Доброжелательный отзыв Горького окрыленный Гайто отправил матери во Владикавказ, оставив себе лишь фотокопию на память. Сам же не замедлил с ответом.
«Глубокоуважаемый Алексей Максимович, — пишет он в марте 1930-го, — не знаю, как выразить Вам свою благодарность за Ваше письмо. Признаться, я не думал, что Вы столько читаете и помните, что можете упоминать даже "Гавайские гитары". И когда мне говорил М. Слоним: "О, вы не знаете, Горький все читает" — я думал, что "все" – это значительные новости литературы, но не мелкие рассказы молодых и неизвестных авторов, особенно печатающихся в не распространенном журнале. Я особенно благодарен Вам за сердечность Вашего отзыва, за то, что вы так внимательно прочли мою книгу и за ваши замечания, которые я всегда буду помнить. Многие из них показались мне сначала удивительными — в частности, замечание о том, что рассказ ведется в одном направлении — к женщине — и что это неправильно. Я не понимал этого до сих пор, вернее, не знал — а теперь внезапно почувствовал, насколько это верно.
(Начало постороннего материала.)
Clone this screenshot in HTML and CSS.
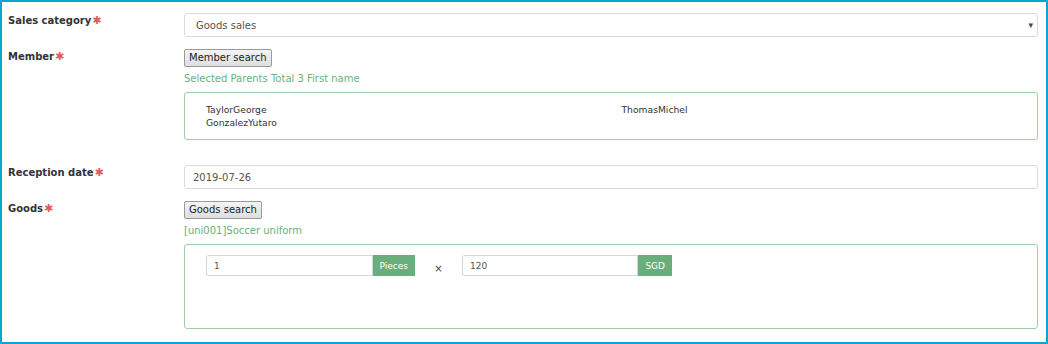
FILE: index.html
```html
<!DOCTYPE html>
<html lang="en">
<head>
    <meta charset="UTF-8">
    <meta name="viewport" content="width=device-width, initial-scale=1.0">
    <title>Sales entry</title>
    <link rel="stylesheet" href="styles.css">
</head>
<body>
    <div class="frame">
        <div class="row">
            <label class="lbl">Sales category<span class="req">✱</span></label>
            <div class="field">
                <div class="select">
                    <span>Goods sales</span>
                    <span class="caret">▾</span>
                </div>
            </div>
        </div>

        <div class="row">
            <label class="lbl">Member<span class="req">✱</span></label>
            <div class="field">
                <button class="btn">Member search</button>
                <p class="note">Selected Parents Total 3 First name</p>
                <div class="box names">
                    <span>TaylorGeorge</span>
                    <span>ThomasMichel</span>
                    <span>GonzalezYutaro</span>
                </div>
            </div>
        </div>

        <div class="row date-row">
            <label class="lbl">Reception date<span class="req">✱</span></label>
            <div class="field">
                <div class="input">2019-07-26</div>
            </div>
        </div>

        <div class="row">
            <label class="lbl">Goods<span class="req">✱</span></label>
            <div class="field">
                <button class="btn">Goods search</button>
                <p class="note">[uni001]Soccer uniform</p>
                <div class="box goods">
                    <div class="group qty">
                        <div class="small-input">1</div>
                        <span class="addon">Pieces</span>
                    </div>
                    <span class="times">×</span>
                    <div class="group price">
                        <div class="small-input">120</div>
                        <span class="addon">SGD</span>
                    </div>
                </div>
            </div>
        </div>
    </div>
</body>
</html>
```

FILE: styles.css
```css
*{
    box-sizing: border-box;
}
body{
    margin: 0;
    font-family: "DejaVu Sans", Verdana, sans-serif;
    font-size: 10px;
    color: #333;
}
.frame{
    width: 1048px;
    height: 344px;
    border: 2px solid #0aa6cf;
    padding: 11px 8px 0 6px;
}
.row{
    display: grid;
    grid-template-columns: 176px 1fr;
    margin-bottom: 12px;
}
.lbl{
    font-weight: bold;
    font-size: 10px;
    line-height: 14px;
    padding-top: 1px;
    color: #333;
}
.req{
    color: #e25b5b;
    font-size: 11px;
    margin-left: 1px;
}
.field{
    display: flex;
    flex-direction: column;
    align-items: flex-start;
}
.select{
    width: 100%;
    height: 24px;
    border: 1px solid #d9dbe0;
    border-radius: 3px;
    display: flex;
    align-items: center;
    justify-content: space-between;
    padding: 0 4px 0 11px;
    color: #555;
}
.caret{
    font-size: 9px;
    color: #444;
}
.btn{
    font-family: inherit;
    font-size: 10px;
    color: #222;
    height: 18px;
    padding: 0 4px;
    border: 1px solid #9a9a9a;
    border-radius: 2px;
    background: linear-gradient(#f4f4f4, #dedede);
    line-height: 16px;
}
.note{
    margin: 6px 0 7px 0;
    color: #6ab07a;
    line-height: 12px;
}
.box{
    width: 100%;
    border: 1px solid #9fd0a8;
    border-radius: 3px;
}
.names{
    display: grid;
    grid-template-columns: 1fr 1fr;
    padding: 10px 0 10px 21px;
    line-height: 13px;
    font-size: 9.2px;
    color: #333;
}
.date-row{
    margin-top: 25px;
}
.input{
    width: 100%;
    height: 24px;
    border: 1px solid #d9dbe0;
    border-radius: 3px;
    display: flex;
    align-items: center;
    padding: 0 8px;
    color: #555;
}
.goods{
    height: 85px;
    display: flex;
    align-items: flex-start;
    padding: 10px 0 0 21px;
}
.group{
    display: flex;
    height: 21px;
}
.small-input{
    flex: 1;
    border: 1px solid #d3d6de;
    border-radius: 3px 0 0 3px;
    display: flex;
    align-items: center;
    padding: 0 7px;
    font-size: 9px;
    color: #555;
}
.addon{
    background: #6aae7b;
    color: #fff;
    font-size: 9px;
    display: flex;
    align-items: center;
    padding: 0 7px;
}
.qty{
    width: 209px;
}
.price{
    width: 210px;
}
.times{
    width: 47px;
    text-align: center;
    padding-top: 8px;
    font-size: 10px;
    color: #444;
}
```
Очень благодарен Вам за предложение послать книгу в Россию. Я был бы счастлив, если бы она могла выйти там, потому что здесь у нас нет читателей и вообще нет ничего. С другой стороны, как Вы, может быть, увидели это из книги, я не принадлежу к "эмигрантским авторам", я плохо и мало знаю Россию, т.к. уехал оттуда, когда мне было 16 лет, немного больше; но Россия моя родина, и ни на каком другом языке, кроме русского, я не могу и не буду писать.
Вы советуете мне, дорогой Алексей Максимович, не быть увлеченным своей собственной книгой и тем, что я ее написал. Эта опасность для меня не существует. Я вовсе не уверен, что буду вообще писать еще, у меня, к сожалению, нет способности литературного изложения: я думаю, что если бы мне удалось передать свои мысли и чувства в книге, это, может быть, могло бы иметь какой-нибудь интерес; но я начинаю писать и убеждаюсь, что не могу сказать десятой части того, что хочу. Я писал до сих пор просто потому, что очень люблю это, — настолько, что могу работать по 10 часов подряд. Теперь же вообще у меня нет матерьяльной возможности заниматься литературой, я не располагаю своим временем и не могу ни читать, ни писать, работаю целый день и потом уж совершенно тупею. Раньше, когда я имел возможность учиться — что я делал до сих пор — я мог уделять целые долгие часы литературе; теперь это невозможно — да к тому же я вовсе не уверен в том, что мое "литераторство" может иметь смысл.